Underdeveloped story aside, the problem is that the show is unsustainable. Publicly traded corporations are about growth. Shareholders invest in a company because they expect it to make more money this year than the last. Meanwhile, GoT has been running for eight years and people have already made up their minds about the show: either they're watching it or they're not going to. GoT is HBO's flagship title and the show that anchors their subscription service, and it's quite evident that subscription growth has flatlined over the past few years. The show has captured as large of an audience as it's going to get. meanwhile, GoT production budgets continue to grow with each season as cast and crew rates continue up, with the mains being paid as much as $500,000 per episode. Simply put, the profit margins for the show are going to decrease and that hurt's HBO's bottom line when it comes to market growth. From the perspective of HBO, it may be better to cut the knot and reinvest that money into developing a multitude of new properties which don't come with the ridiculous costs of production that a eight season long show has.

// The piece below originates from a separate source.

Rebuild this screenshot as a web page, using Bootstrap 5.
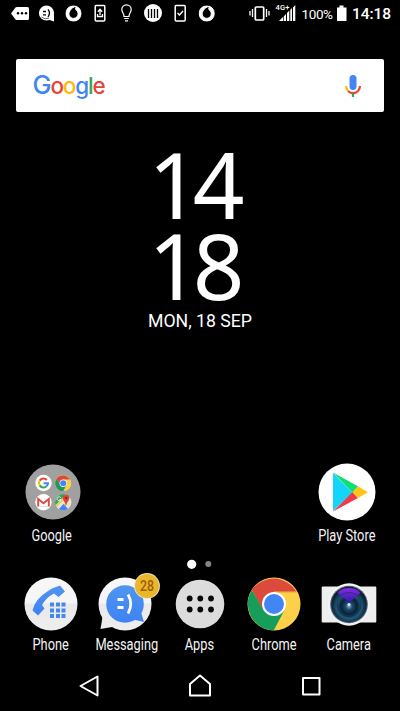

Oh please, a couple of forgotten drinks that in a view for a couple seconds of footage from an hours long shoot isn't going isn't going to bring the quality of the show down. Film crews can spend upwards of eighteen hours a day shooting and resetting only to get maybe five minutes of usable footage.
Hodor died for this shit?
Originally Posted by Blizzard Entertainment
George Lucas and Peter Jackson watched rushes of their films hundreds of times over and mistakes still made it through. This isn't unique to GoT at all. I'm quite frankly amazed that the most renowned errors in the show thus far have been a couple of forgotten drinks.